C’est à cet égard que les lignes directrices de la Commission européenne relatives à l’application du droit de la concurrence de l’Union aux conventions collectives concernant les conditions de travail des travailleurs indépendants sans salariés sont significatives. Il est vrai que le droit de la concurrence n’est pas pertinent dans l’affaire Deliveroo. Le droit communautaire non plus, au sens strict. Il est cependant à noter que dans l’affaire Deliveroo, la Cour d’appel a trouvé en Yodel, une affaire de la CJUE concernant la directive sur le temps de travail, un élément particulièrement convaincant dans sa conclusion que la clause de remplacement était incompatible avec la notion de « travailleur » figurant dans le droit de la CEDH ! Avec leur définition plus large de la notion de « travailleur » dans une dimension du droit européen centrée sur les droits syndicaux, les lignes directrices peuvent cependant contribuer à modérer cette curieuse conclusion.

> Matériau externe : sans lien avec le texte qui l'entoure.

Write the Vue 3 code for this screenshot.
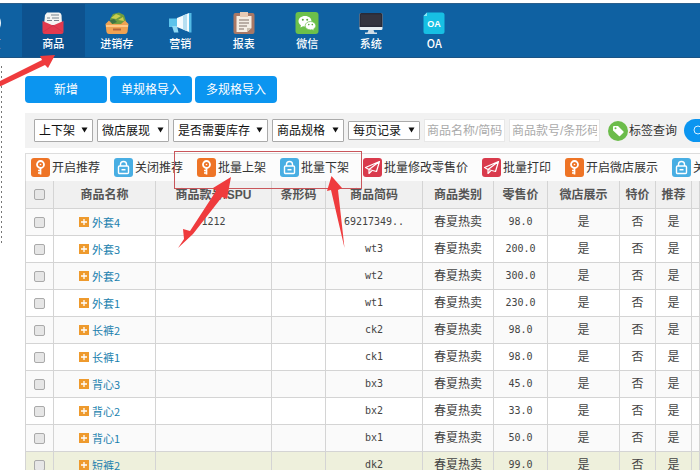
<script setup>
import { ref } from 'vue'

const nav = [
  { id: 'home', label: '首页' },
  { id: 'goods', label: '商品', active: true },
  { id: 'stock', label: '进销存' },
  { id: 'market', label: '营销' },
  { id: 'report', label: '报表' },
  { id: 'wechat', label: '微信' },
  { id: 'system', label: '系统' },
  { id: 'oa', label: 'OA' },
]

const filters = [
  { label: '上下架', size: 'short' },
  { label: '微店展现', size: 'medium' },
  { label: '是否需要库存', size: 'long' },
  { label: '商品规格', size: 'medium' },
  { label: '每页记录', size: 'medium', low: true },
]

const actions = [
  { icon: 'key', label: '开启推荐' },
  { icon: 'lock', label: '关闭推荐' },
  { icon: 'key', label: '批量上架' },
  { icon: 'lock', label: '批量下架' },
  { icon: 'plane', label: '批量修改零售价' },
  { icon: 'plane', label: '批量打印' },
  { icon: 'key', label: '开启微店展示' },
  { icon: 'lock', label: '关闭微店展示' },
]

const rows = ref([
  { name: '外套4', spu: '1212', code: '69217349..', price: '98.0' },
  { name: '外套3', spu: '', code: 'wt3', price: '200.0' },
  { name: '外套2', spu: '', code: 'wt2', price: '300.0' },
  { name: '外套1', spu: '', code: 'wt1', price: '230.0' },
  { name: '长裤2', spu: '', code: 'ck2', price: '98.0' },
  { name: '长裤1', spu: '', code: 'ck1', price: '98.0' },
  { name: '背心3', spu: '', code: 'bx3', price: '45.0' },
  { name: '背心2', spu: '', code: 'bx2', price: '33.0' },
  { name: '背心1', spu: '', code: 'bx1', price: '50.0' },
  { name: '短裤2', spu: '', code: 'dk2', price: '99.0', hover: true },
])
</script>

<template>
  <div class="page">
    <header class="topbar">
      <nav class="nav">
        <a v-for="n in nav" :key="n.id" href="#" class="nav-item" :class="{ active: n.active }">
          <svg class="nav-icon" viewBox="0 0 24 22" aria-hidden="true">
            <g v-if="n.id === 'home'">
              <circle cx="12" cy="11" r="11" fill="#eef6fb" />
            </g>
            <g v-else-if="n.id === 'goods'">
              <path d="M4 3 6 0.5H18Q20 .5 20.500 3L21 13H3Z" fill="#f4f4f2" />
              <path d="M10 3h8M6 6h3M11 6h7M6 8.500h5M13 8.500h5" stroke="#77848e" stroke-width="1.200" />
              <path d="M1.500 9 12 13.500 22.500 9V19.500Q22.500 22 20 22H4Q1.500 22 1.500 19.500Z" fill="#e23a4e" />
              <path d="M2 20 12 13.500 22 20" fill="none" stroke="#d4344a" />
            </g>
            <g v-else-if="n.id === 'stock'">
              <path d="M5 7 8 2 14 0.500 19 3 21 9 17 13H6Z" fill="#6f9c3f" />
              <path d="M6 6l5-4 5 2-5 3zM13 8l5-3 1 4z" fill="#c9cf4e" />
              <path d="M5 8l4-1 3 3-5 2z" fill="#3e7145" />
              <path d="M0.500 12 4 8.500 7 12H16L20 8.500 23.500 12 22.500 20Q22 22 20 22H4Q2 22 1.500 20Z" fill="#efa252" />
              <path d="M1 13H23V15H1Z" fill="#ffc987" />
              <path d="M8 16.500H16V18.500H8Z" fill="#b8643a" />
            </g>
            <g v-else-if="n.id === 'market'">
              <path d="M1 6.500H9V15H1Z" fill="#5cc3eb" />
              <path d="M4 14H9L10.500 20.500H6Z" fill="#8fd9f4" />
              <path d="M9 6 21 1V20L9 15Z" fill="#f5fbfe" />
              <path d="M15 3.500 19 2V19L15 17.500Z" fill="#b7dff1" />
              <path d="M21 1H23.500V20.500H21Z" fill="#54bbe5" />
            </g>
            <g v-else-if="n.id === 'report'">
              <rect x="1.500" y="1" width="21" height="21" rx="2" fill="#a97865" />
              <path d="M4.500 4H19.500V16L15 20H4.500Z" fill="#f4eee4" />
              <path d="M15 20V16H19.500Z" fill="#cbbfae" />
              <path d="M8 0H16V5H8Z" fill="#e6cbb4" />
              <path d="M7 8H17M7 11H17M7 14H15M7 17H12" stroke="#a79b90" stroke-width="1.300" />
            </g>
            <g v-else-if="n.id === 'wechat'">
              <rect x="0.500" width="23" height="22" rx="3" fill="#6cc04a" />
              <path d="M10 4C6 4 3.500 6.300 3.500 9.200c0 1.700 1 3.200 2.400 4.100L5.500 15.500 8 14.200l2 .3c4 0 6.500-2.400 6.500-5.300S14 4 10 4Z" fill="#fff" />
              <path d="M15.500 9.500c-3 0-5.300 1.900-5.300 4.200s2.300 4.200 5.300 4.200l1.500-.2 2.200 1.100-.5-1.900c1.300-.8 2.100-1.900 2.100-3.200 0-2.300-2.300-4.200-5.300-4.200Z" fill="#fff" stroke="#6cc04a" stroke-width=".7" />
              <g fill="#58a83a"><circle cx="7.800" cy="7.800" r="1" /><circle cx="12.200" cy="7.800" r="1" /><circle cx="13.800" cy="12.600" r=".8" /><circle cx="17.300" cy="12.600" r=".8" /></g>
            </g>
            <g v-else-if="n.id === 'system'">
              <rect x="0.500" y="1" width="23" height="17" rx="1.500" fill="#e8eef2" />
              <path d="M.5 15V2.500Q.5 1 2 1H22Q23.500 1 23.500 2.500V15Z" fill="#292b38" />
              <path d="M2 2.500H22V13.500H2Z" fill="#34343f" />
              <path d="M9.500 18H14.500L15.500 20.500H18V22H6V20.500H8.500Z" fill="#cfdde6" />
            </g>
            <g v-else>
              <path d="M5 .5H20Q22.500 .5 22.500 3V19.500Q22.500 22 20 22H4Q1.500 22 1.500 19.500V4Z" fill="#17bfe3" />
              <path d="M5 .5V4H1.500Z" fill="#8be5f5" />
              <text x="12" y="15" text-anchor="middle" class="oa">OA</text>
            </g>
          </svg>
          <span>{{ n.label }}</span>
        </a>
      </nav>
    </header>

    <main class="content">
      <div class="buttons">
        <button type="button">新增</button>
        <button type="button">单规格导入</button>
        <button type="button">多规格导入</button>
      </div>

      <form class="filters" @submit.prevent>
        <label v-for="f in filters" :key="f.label" class="pick" :class="[f.size, { low: f.low }]">
          <select :aria-label="f.label"><option>{{ f.label }}</option></select>
          <svg viewBox="0 0 8 7" aria-hidden="true"><path d="M.5 .5H7.500L4 6.500Z" fill="#111" /></svg>
        </label>
        <input class="box name-box" type="text" placeholder="商品名称/简码" aria-label="商品名称/简码" />
        <input class="box code-box" type="text" placeholder="商品款号/条形码" aria-label="商品款号/条形码" />
        <a href="#" class="tag">
          <svg viewBox="0 0 20 20" aria-hidden="true">
            <circle cx="10" cy="10" r="10" fill="#6cbc4b" />
            <path d="M5 6Q5 5 6 5H10L15.500 10.500Q16 11 15.500 11.500L12 15Q11.500 15.500 11 15L5 9.500Z" fill="#fff" />
            <circle cx="7.500" cy="7.300" r="1" fill="#6cbc4b" />
          </svg>
          <span>标签查询</span>
        </a>
        <button type="submit" class="search" aria-label="查询">
          <svg viewBox="0 0 12 12" aria-hidden="true"><circle cx="5" cy="5" r="4" fill="none" stroke="#d9f0ff" /><path d="M8 8 11.500 11.500" stroke="#d9f0ff" /></svg>
        </button>
      </form>

      <div class="actions">
        <a v-for="a in actions" :key="a.label" href="#" class="action">
          <svg viewBox="0 0 19 19" aria-hidden="true">
            <g v-if="a.icon === 'key'" fill="none" stroke="#fff">
              <rect width="19" height="19" rx="3" fill="#ee7426" stroke="none" />
              <circle cx="9.500" cy="6.500" r="3.500" stroke-width="1.800" />
              <circle cx="9.500" cy="6.500" r=".8" fill="#fff" stroke="none" />
              <path d="M9.500 10V16.500M9.500 12.500H7M9.500 15H7" stroke-width="1.700" />
            </g>
            <g v-else-if="a.icon === 'lock'" fill="none" stroke="#fff">
              <rect width="19" height="19" rx="3" fill="#48aee3" stroke="none" />
              <path d="M6.500 8V6.300Q6.500 3.500 9.500 3.500T12.500 6.300V8" stroke-width="1.400" />
              <rect x="4.500" y="8" width="10" height="7.500" rx="1" stroke-width="1.400" />
              <path d="M7.500 11.700H11.500" stroke-width="1.500" />
            </g>
            <g v-else fill="none" stroke="#fff" stroke-width="1.200" stroke-linejoin="round">
              <rect width="19" height="19" rx="3" fill="#d93a4c" stroke="none" />
              <path d="M16.500 3.500 2.500 9.500 6 11.500 13.500 13.500ZM16.500 3.500 6 11.500V15.500L9 12.500" />
            </g>
          </svg>
          <span>{{ a.label }}</span>
        </a>
      </div>

      <table class="goods">
        <colgroup>
          <col class="w-check" /><col class="w-name" /><col class="w-spu" /><col class="w-bar" /><col class="w-code" />
          <col class="w-kind" /><col class="w-price" /><col class="w-shop" /><col class="w-flag" /><col class="w-flag" /><col />
        </colgroup>
        <thead>
          <tr>
            <th><input type="checkbox" aria-label="全选" /></th>
            <th>商品名称</th><th>商品款号/SPU</th><th>条形码</th><th>商品简码</th><th>商品类别</th>
            <th>零售价</th><th>微店展示</th><th>特价</th><th>推荐</th><th></th>
          </tr>
        </thead>
        <tbody>
          <tr v-for="r in rows" :key="r.name" :class="{ hover: r.hover }">
            <td><input type="checkbox" :aria-label="r.name" /></td>
            <td class="name">
              <a href="#">
                <svg viewBox="0 0 10 10" aria-hidden="true"><rect width="10" height="10" fill="#ee9a2d" /><path d="M2 5H8M5 2V8" stroke="#fff" stroke-width="1.300" /></svg>
                <span>{{ r.name }}</span>
              </a>
            </td>
            <td class="num">{{ r.spu }}</td>
            <td></td>
            <td class="num">{{ r.code }}</td>
            <td>春夏热卖</td>
            <td class="num">{{ r.price }}</td>
            <td>是</td><td>否</td><td>是</td><td></td>
          </tr>
        </tbody>
      </table>
    </main>

    <svg class="marks" width="700" height="470" viewBox="0 0 700 470" aria-hidden="true">
      <path d="M1.500 66V246" stroke="#777" stroke-dasharray="2 3" />
      <rect x="174.500" y="151.500" width="187" height="37" fill="none" stroke="#c9565b" />
      <g fill="#ef3b3d">
        <path d="M0 81 42 60 40 56 55 55 48 68 45 65 0 86.500Z" />
        <path d="M231 177 213 188 216 191 190 231 183 229 184 239 178 248 193 234 222 197 227 199Z" />
        <path d="M331.500 176 327 191 331 190 344.500 248 338 190 342 188Z" />
      </g>
    </svg>
  </div>
</template>

<style>
html,
body {
  margin: 0;
  background: #fff;
}
</style>

<style scoped>
.page {
  position: relative;
  height: 100vh;
  overflow: hidden;
  box-sizing: border-box;
  padding-top: 3px;
  font: 12px/16px "Liberation Sans", "Noto Sans CJK SC", sans-serif;
  color: #333;
}
a {
  color: inherit;
  text-decoration: none;
}
button,
input,
select {
  font: inherit;
  margin: 0;
  box-sizing: border-box;
}
.topbar {
  height: 55px;
  box-sizing: border-box;
  background: #0f61a2;
  border-top: 1px solid #2a5f8c;
  border-bottom: 1px solid #1b5485;
}
.nav {
  display: grid;
  grid-template-columns: repeat(8, 1fr);
  width: 508px;
  height: 100%;
  margin-left: -42px;
}
.nav-item {
  display: flex;
  flex-direction: column;
  align-items: center;
  gap: 1px;
  padding-top: 8px;
  color: #fff;
  font-family: "Noto Sans CJK SC", sans-serif;
  font-size: 11px;
  font-weight: 500;
}
.nav-item.active {
  background: #0d528f;
}
.nav-icon {
  width: 24px;
  height: 22px;
}
.oa {
  font: bold 9px "Liberation Sans", sans-serif;
  fill: #fff;
}
.content {
  padding: 18px 0 0 25px;
}
.buttons {
  display: flex;
  gap: 3px;
}
.buttons button {
  width: 82px;
  height: 27px;
  padding: 0;
  border: 0;
  border-radius: 4px;
  background: #0b95f0;
  color: #fff;
}
.filters {
  display: flex;
  align-items: center;
  gap: 4px;
  height: 35px;
  margin-top: 10px;
  padding-left: 9px;
  background: #f2f2f2;
  white-space: nowrap;
}
.pick {
  position: relative;
  flex: none;
  height: 23px;
}
.pick.low {
  height: 19px;
}
.short {
  width: 59px;
}
.medium {
  width: 72px;
}
.long {
  width: 95px;
}
.pick select {
  width: 100%;
  height: 100%;
  padding: 0 0 0 4px;
  appearance: none;
  border: 1px solid #aaa;
  border-radius: 1px;
  background: #fff;
  color: #111;
}
.pick svg {
  position: absolute;
  right: 5px;
  top: 50%;
  width: 7px;
  height: 6px;
  margin-top: -4px;
  pointer-events: none;
}
.box {
  flex: none;
  height: 23px;
  padding: 0 2px;
  border: 1px solid #e8e8e8;
  background: #fff;
}
.box::placeholder {
  color: #aaa;
  opacity: 1;
}
.name-box {
  width: 81px;
}
.code-box {
  width: 91px;
}
.tag {
  display: flex;
  flex: none;
  align-items: center;
  gap: 1px;
  margin-left: 4px;
}
.tag svg {
  width: 20px;
  height: 20px;
}
.search {
  flex: none;
  width: 80px;
  height: 23px;
  margin-left: 3px;
  padding: 0 9px;
  border: 0;
  border-radius: 12px;
  background: #0b95f0;
  text-align: left;
}
.search svg {
  display: block;
  width: 12px;
  height: 12px;
}
.actions {
  display: flex;
  align-items: center;
  gap: 14px;
  height: 28px;
  box-sizing: border-box;
  margin-top: 5px;
  padding-left: 5px;
  border: 1px solid #ddd;
  border-width: 1px 0 0 1px;
  background: #fcfcfc;
  white-space: nowrap;
}
.action {
  display: flex;
  flex: none;
  align-items: center;
  gap: 2px;
}
.action svg {
  width: 19px;
  height: 19px;
}
.goods {
  width: 100%;
  table-layout: fixed;
  border-collapse: separate;
  border-spacing: 0;
  border-left: 1px solid #d4d4d4;
}
.w-check { width: 28px; }
.w-name { width: 102px; }
.w-spu { width: 116px; }
.w-bar { width: 54px; }
.w-code { width: 97px; }
.w-kind { width: 71px; }
.w-price { width: 54px; }
.w-shop { width: 72px; }
.w-flag { width: 36px; }
th,
td {
  height: 27px;
  box-sizing: border-box;
  padding: 0;
  border: 1px solid #d4d4d4;
  border-width: 0 1px 1px 0;
  text-align: center;
  white-space: nowrap;
}
th {
  height: 28px;
  background: #f0f0f0;
  color: #555;
  font-weight: bold;
}
td {
  color: #444;
}
tbody tr:nth-child(odd) {
  background: #fafafa;
}
tbody tr.hover {
  background: #eef0dc;
}
td.num {
  font-family: "DejaVu Sans Mono", monospace;
  font-size: 10px;
}
td.name {
  padding-left: 25px;
  text-align: left;
}
.name a {
  display: flex;
  align-items: center;
  gap: 3px;
  color: #1a7fae;
  font-family: "Noto Sans CJK SC", sans-serif;
  font-size: 11px;
}
.name svg {
  width: 10px;
  height: 10px;
}
input[type="checkbox"] {
  display: block;
  width: 11px;
  height: 11px;
  margin: 0 auto;
  appearance: none;
  border: 1px solid #aaa;
  border-radius: 2px;
  background: #e6e6e6;
}
.marks {
  position: absolute;
  left: 0;
  top: 0;
  pointer-events: none;
}
</style>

Afin de protéger les négociations collectives contre le droit européen de la concurrence, les lignes directrices suppriment en fait l’actuel confinement de la notion de « travailleur » de la CJUE aux salariés et aux « faux indépendants ». Elles étendent le droit aux négociations collectives (sans l’intrusion du droit de la concurrence) aux « travailleurs indépendants sans salariés » et prévoient ainsi :
On entend par « travailleur indépendant sans salariés » une personne qui n’a pas de contrat de travail ou qui ne se trouve pas dans une relation de travail et qui dépend principalement de son travail personnel pour la fourniture des services concernés
L’inclusion du mot « principalement » en relation avec le travail personnel doit manifestement permettre l’utilisation rare d’un personnel de remplacement par une petite minorité de ces travailleurs sans pour autant priver l’ensemble de son droit à la négociation collective.
Reste à savoir si cela résoudra, ou du moins contribuera à la revendication par les coursiers de Deliveroo du droit à la négociation collective avec leur employeur, que ce dernier leur a toujours refusé. J’y reviendrai en temps voulu.